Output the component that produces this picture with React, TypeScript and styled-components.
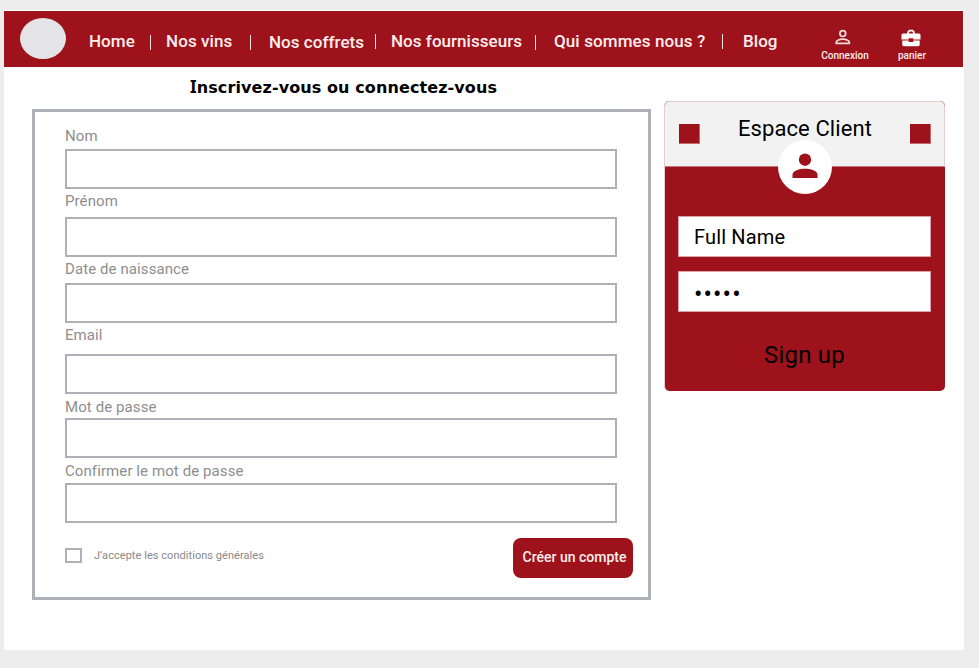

===============

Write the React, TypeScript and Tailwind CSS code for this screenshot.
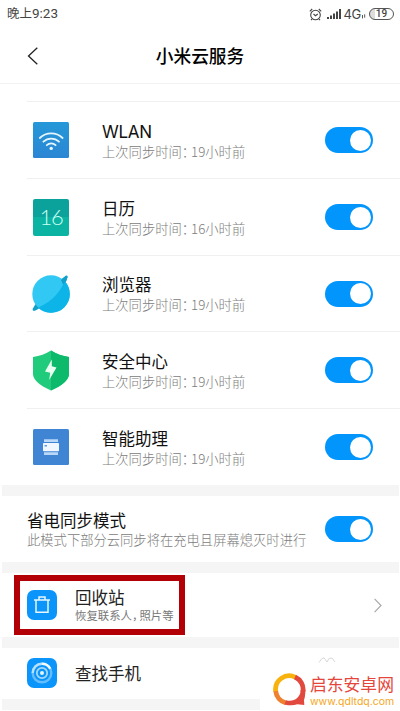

===============

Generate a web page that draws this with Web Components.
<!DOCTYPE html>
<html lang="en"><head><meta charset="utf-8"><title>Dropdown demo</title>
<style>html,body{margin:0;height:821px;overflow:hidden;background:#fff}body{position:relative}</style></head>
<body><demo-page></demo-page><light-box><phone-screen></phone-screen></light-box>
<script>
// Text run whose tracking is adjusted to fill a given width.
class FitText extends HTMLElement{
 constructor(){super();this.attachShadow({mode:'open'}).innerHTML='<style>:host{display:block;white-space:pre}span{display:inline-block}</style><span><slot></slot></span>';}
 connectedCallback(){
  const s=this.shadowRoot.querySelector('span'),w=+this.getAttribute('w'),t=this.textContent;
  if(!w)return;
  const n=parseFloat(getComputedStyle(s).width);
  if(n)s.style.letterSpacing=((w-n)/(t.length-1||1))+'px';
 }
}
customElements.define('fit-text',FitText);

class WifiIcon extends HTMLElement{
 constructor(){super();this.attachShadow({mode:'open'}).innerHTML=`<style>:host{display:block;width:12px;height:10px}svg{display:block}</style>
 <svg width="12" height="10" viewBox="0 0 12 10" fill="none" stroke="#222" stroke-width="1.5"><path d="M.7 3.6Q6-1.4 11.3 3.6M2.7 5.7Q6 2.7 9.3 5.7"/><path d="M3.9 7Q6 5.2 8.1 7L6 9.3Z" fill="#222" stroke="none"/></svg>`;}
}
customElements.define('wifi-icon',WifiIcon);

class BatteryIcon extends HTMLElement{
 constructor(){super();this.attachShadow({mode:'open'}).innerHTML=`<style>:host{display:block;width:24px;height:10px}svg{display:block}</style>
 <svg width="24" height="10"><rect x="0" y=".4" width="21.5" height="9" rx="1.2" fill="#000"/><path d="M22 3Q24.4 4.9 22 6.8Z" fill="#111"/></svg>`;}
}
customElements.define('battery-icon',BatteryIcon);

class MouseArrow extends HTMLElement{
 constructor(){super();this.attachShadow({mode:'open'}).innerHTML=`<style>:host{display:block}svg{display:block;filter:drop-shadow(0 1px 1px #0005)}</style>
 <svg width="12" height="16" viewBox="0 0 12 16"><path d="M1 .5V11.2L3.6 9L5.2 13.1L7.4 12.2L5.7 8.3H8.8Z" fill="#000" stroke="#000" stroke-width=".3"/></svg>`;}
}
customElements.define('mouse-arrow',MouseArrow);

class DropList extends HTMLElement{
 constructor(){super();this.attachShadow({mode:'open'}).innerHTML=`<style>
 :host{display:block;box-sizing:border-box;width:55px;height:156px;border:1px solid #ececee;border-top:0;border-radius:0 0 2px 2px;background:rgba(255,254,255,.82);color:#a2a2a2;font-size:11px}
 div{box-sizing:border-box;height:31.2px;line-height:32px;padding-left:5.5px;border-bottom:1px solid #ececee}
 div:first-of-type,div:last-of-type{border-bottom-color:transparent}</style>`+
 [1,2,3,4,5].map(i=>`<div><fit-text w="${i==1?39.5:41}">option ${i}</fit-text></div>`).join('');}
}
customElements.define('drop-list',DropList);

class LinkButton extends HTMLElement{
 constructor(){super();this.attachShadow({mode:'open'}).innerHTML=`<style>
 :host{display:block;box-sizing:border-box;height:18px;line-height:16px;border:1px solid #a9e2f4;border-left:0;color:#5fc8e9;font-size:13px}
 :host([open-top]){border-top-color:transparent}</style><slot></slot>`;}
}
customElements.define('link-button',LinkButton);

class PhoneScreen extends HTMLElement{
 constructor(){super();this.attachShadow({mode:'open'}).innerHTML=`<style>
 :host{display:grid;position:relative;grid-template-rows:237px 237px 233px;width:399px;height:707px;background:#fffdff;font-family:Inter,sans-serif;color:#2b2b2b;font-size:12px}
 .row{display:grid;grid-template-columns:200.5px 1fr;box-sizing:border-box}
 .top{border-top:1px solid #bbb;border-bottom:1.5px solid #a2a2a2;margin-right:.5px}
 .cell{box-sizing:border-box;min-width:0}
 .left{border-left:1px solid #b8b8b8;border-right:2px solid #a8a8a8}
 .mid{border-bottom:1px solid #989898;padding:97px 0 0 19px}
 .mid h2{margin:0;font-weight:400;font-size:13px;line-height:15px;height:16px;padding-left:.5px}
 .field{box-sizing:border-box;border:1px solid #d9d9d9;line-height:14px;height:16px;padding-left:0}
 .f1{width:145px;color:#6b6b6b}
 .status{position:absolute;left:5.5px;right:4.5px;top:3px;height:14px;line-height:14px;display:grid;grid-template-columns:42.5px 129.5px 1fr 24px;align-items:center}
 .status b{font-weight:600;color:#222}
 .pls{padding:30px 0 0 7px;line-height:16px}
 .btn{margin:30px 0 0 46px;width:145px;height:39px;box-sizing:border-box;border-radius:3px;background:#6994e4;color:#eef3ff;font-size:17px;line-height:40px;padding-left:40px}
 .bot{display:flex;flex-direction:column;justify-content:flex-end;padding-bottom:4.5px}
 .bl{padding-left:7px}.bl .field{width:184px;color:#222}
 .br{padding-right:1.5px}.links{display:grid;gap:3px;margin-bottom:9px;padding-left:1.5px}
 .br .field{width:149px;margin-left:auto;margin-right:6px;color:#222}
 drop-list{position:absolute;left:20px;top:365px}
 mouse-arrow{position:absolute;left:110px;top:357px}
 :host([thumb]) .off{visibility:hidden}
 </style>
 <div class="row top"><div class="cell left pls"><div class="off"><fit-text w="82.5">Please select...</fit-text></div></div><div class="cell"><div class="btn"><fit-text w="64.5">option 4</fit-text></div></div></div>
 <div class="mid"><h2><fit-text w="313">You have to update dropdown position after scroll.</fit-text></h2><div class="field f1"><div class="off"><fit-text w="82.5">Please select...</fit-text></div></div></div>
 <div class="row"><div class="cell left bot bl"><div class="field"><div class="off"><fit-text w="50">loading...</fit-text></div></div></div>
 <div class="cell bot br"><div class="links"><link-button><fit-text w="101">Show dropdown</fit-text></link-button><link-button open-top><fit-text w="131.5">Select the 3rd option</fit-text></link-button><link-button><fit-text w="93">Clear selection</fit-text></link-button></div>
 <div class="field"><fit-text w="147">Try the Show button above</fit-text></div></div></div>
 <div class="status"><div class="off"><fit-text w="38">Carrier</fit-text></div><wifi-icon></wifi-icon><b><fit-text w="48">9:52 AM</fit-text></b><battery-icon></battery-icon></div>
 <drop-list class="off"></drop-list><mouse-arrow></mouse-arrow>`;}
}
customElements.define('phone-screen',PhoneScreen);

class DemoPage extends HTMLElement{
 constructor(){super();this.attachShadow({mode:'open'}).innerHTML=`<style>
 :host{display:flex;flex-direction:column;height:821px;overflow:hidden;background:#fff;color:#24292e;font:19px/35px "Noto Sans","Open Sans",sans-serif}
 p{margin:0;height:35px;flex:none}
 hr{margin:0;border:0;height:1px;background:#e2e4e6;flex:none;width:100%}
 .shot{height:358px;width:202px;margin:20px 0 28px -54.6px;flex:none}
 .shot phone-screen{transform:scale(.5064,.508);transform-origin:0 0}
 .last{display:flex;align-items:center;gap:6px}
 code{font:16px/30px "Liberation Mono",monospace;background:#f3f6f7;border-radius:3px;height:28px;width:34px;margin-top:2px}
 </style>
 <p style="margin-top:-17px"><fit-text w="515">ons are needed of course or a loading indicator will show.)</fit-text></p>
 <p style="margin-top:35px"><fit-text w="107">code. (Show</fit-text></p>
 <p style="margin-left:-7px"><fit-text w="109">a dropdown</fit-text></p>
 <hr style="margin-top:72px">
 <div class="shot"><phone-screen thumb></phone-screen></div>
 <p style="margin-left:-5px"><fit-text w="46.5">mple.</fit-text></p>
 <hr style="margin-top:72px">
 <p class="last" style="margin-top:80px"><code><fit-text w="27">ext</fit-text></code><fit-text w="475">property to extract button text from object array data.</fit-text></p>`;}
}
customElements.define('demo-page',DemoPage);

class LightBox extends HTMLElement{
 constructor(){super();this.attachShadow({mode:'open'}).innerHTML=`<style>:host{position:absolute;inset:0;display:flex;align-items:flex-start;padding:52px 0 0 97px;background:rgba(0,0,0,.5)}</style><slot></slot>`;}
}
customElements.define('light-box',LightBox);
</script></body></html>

===============

### Instructions for the task:
From the records above, give again exactly the lines running from the line with "Generate a web" to the line with "customElements.define('battery-icon',BatteryIcon);", inclusive.

### Response below:
Generate a web page that draws this with Web Components.
<!DOCTYPE html>
<html lang="en"><head><meta charset="utf-8"><title>Dropdown demo</title>
<style>html,body{margin:0;height:821px;overflow:hidden;background:#fff}body{position:relative}</style></head>
<body><demo-page></demo-page><light-box><phone-screen></phone-screen></light-box>
<script>
// Text run whose tracking is adjusted to fill a given width.
class FitText extends HTMLElement{
 constructor(){super();this.attachShadow({mode:'open'}).innerHTML='<style>:host{display:block;white-space:pre}span{display:inline-block}</style><span><slot></slot></span>';}
 connectedCallback(){
  const s=this.shadowRoot.querySelector('span'),w=+this.getAttribute('w'),t=this.textContent;
  if(!w)return;
  const n=parseFloat(getComputedStyle(s).width);
  if(n)s.style.letterSpacing=((w-n)/(t.length-1||1))+'px';
 }
}
customElements.define('fit-text',FitText);

class WifiIcon extends HTMLElement{
 constructor(){super();this.attachShadow({mode:'open'}).innerHTML=`<style>:host{display:block;width:12px;height:10px}svg{display:block}</style>
 <svg width="12" height="10" viewBox="0 0 12 10" fill="none" stroke="#222" stroke-width="1.5"><path d="M.7 3.6Q6-1.4 11.3 3.6M2.7 5.7Q6 2.7 9.3 5.7"/><path d="M3.9 7Q6 5.2 8.1 7L6 9.3Z" fill="#222" stroke="none"/></svg>`;}
}
customElements.define('wifi-icon',WifiIcon);

class BatteryIcon extends HTMLElement{
 constructor(){super();this.attachShadow({mode:'open'}).innerHTML=`<style>:host{display:block;width:24px;height:10px}svg{display:block}</style>
 <svg width="24" height="10"><rect x="0" y=".4" width="21.5" height="9" rx="1.2" fill="#000"/><path d="M22 3Q24.4 4.9 22 6.8Z" fill="#111"/></svg>`;}
}
customElements.define('battery-icon',BatteryIcon);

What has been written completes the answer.